■ **EXERCISE BRIEF**: In the material below, find each line holding the string "this" and copy it.

■ **Records from a dataset**:
------------------------------------------------------------------------

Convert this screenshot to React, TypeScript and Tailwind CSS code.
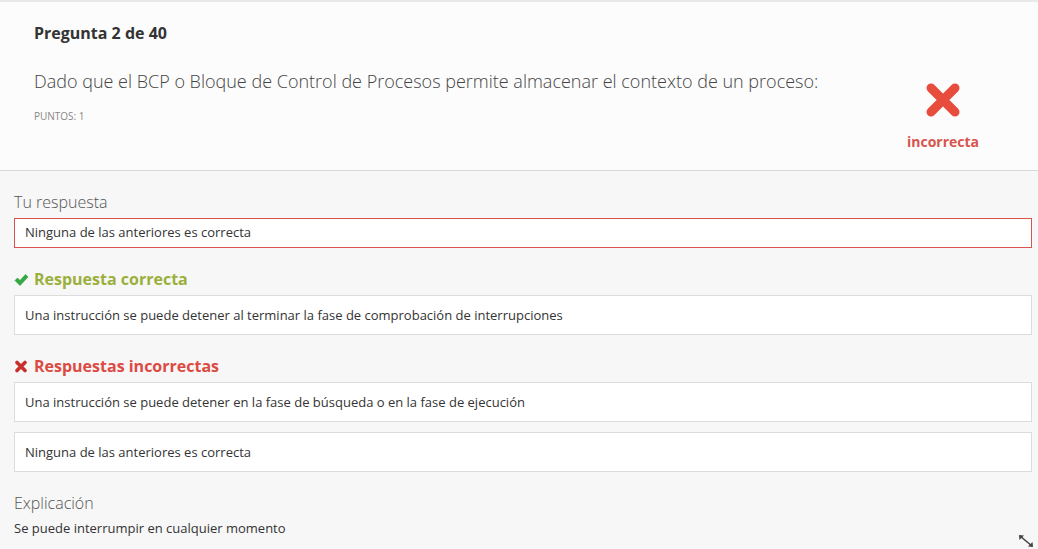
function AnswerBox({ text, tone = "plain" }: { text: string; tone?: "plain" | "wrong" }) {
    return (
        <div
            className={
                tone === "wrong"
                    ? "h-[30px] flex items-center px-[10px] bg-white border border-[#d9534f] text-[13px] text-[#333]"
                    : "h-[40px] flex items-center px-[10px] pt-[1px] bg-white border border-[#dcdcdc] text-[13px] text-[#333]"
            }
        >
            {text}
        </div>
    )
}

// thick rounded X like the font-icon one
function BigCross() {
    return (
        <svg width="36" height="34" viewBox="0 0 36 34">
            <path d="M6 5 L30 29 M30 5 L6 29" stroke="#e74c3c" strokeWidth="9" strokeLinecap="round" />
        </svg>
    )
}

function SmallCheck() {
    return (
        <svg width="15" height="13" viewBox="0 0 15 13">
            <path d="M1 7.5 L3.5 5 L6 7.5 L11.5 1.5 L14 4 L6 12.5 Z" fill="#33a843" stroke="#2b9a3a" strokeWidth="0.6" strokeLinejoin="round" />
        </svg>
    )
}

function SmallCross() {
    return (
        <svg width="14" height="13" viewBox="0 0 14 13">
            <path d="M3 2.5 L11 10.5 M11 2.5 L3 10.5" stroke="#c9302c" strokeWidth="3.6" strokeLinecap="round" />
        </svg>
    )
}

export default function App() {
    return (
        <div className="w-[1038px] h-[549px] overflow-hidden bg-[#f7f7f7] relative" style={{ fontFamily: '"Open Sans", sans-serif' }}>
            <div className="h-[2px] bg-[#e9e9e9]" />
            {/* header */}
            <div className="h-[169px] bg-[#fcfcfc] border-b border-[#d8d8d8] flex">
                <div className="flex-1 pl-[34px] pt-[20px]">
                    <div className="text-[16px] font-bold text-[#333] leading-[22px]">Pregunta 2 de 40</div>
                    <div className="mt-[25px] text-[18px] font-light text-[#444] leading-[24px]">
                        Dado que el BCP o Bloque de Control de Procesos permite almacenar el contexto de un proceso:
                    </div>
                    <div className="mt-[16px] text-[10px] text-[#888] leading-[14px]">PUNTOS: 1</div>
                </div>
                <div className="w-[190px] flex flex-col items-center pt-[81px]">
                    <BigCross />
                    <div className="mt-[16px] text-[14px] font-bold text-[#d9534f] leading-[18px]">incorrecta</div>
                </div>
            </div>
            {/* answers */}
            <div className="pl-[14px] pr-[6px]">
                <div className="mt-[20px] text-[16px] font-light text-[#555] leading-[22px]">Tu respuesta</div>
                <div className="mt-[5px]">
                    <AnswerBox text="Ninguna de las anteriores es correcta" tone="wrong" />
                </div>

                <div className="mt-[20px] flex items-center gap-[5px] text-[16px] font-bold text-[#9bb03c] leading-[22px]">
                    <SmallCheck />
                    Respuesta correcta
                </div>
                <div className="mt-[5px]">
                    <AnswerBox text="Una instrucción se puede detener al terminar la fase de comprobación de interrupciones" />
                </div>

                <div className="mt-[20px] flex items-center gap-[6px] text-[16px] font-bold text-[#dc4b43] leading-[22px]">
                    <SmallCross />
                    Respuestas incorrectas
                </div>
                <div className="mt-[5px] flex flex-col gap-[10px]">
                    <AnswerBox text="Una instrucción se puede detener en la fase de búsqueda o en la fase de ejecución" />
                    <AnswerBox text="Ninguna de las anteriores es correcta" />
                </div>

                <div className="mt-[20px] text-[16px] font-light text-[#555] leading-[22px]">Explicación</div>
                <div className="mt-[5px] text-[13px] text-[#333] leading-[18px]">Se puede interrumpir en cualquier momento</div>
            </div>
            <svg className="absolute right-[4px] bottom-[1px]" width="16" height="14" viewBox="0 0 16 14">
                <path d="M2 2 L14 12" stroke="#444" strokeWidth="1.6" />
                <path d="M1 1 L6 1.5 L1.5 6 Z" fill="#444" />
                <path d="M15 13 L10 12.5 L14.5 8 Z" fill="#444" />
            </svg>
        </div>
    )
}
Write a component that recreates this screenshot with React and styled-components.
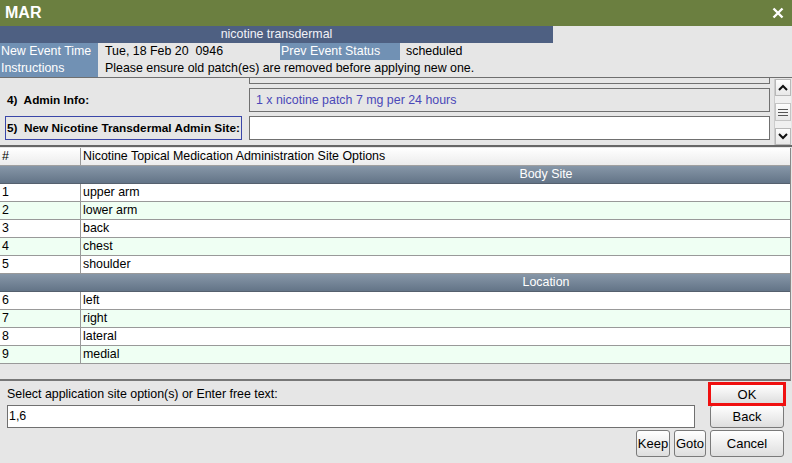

------------------------------------------------------------------------

■ **FINISHED EXERCISE**:
Convert this screenshot to React, TypeScript and Tailwind CSS code.
Write a component that recreates this screenshot with React and styled-components.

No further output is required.